We blamed it on the ice storm at Christmas 2013. There were many more downed trees and log jams in the river than recalled from previous years, and eventually this contributed to the passage taking 2 hours longer than planned for. Eight hours instead of six for the 28 kilometers downstream to Humber Bridge Trail at Kleinburg. There were 2 or maybe 3 places that required actually getting out and lifting the boats onto, or over a low log. In one spot some of us did actually drag the boat over the shoreline a short distance. Otherwise there were at least a dozen occasions of canoe limbo under low fliers as well as numerous S-turns required to navigate around successive sweepers in cross currents. She who forces me to paddle my non-dominant side, and I, substantially improved on our back-ferry.

Four paddlers took the plunge eventually, with one classic sweeper storyline. With the solo canoe turned sideways while the paddler attempted to get up on top of the log, he stepped onto something not entirely stable. The upstream gunnel tilted and filled the canoe with water, it was then swept under the log upside-down and had to be pulled out the other side. It took nearly two hours to escape the Bolton proper. Later on there were much longer uninterrupted stretches with successive swifts where we made up time substantially. Especially towards the end of the day there were chains of 10-15 consecutive swifts with short breaks in between, and nothing more substantial than fast moving water with obvious routes around shallow eddies.

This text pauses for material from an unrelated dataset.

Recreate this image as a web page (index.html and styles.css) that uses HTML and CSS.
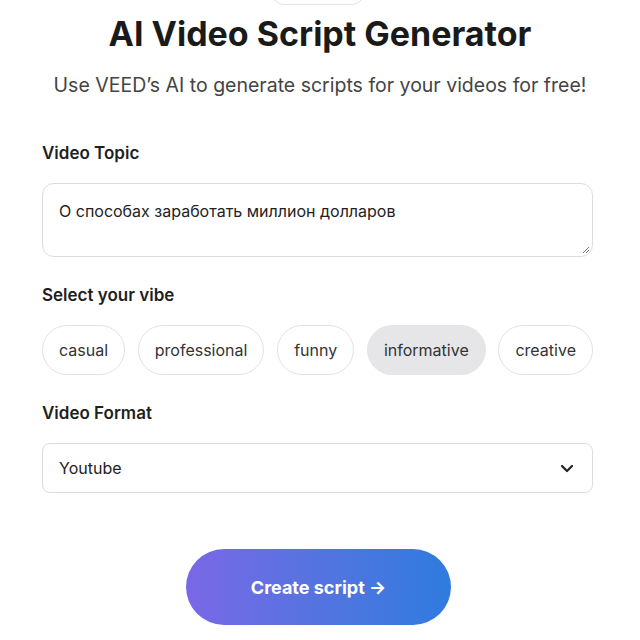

Deep inside the conservation lands we encountered full-blown highway construction signage warning of the approaching pipeline, which turned out to be a flexible hose of some sort. There were several instances of this; a hose emerging out of the river and ending at a cooler box presumably holding the instrumentation. This was accompanied by impressive lengths of survey stakes and flagging tape marking out what, we have no idea.

It was clear that everyone was worn down by the end of the day, having gained valuable experience that will make the Upper Credit look like a breeze next weekend.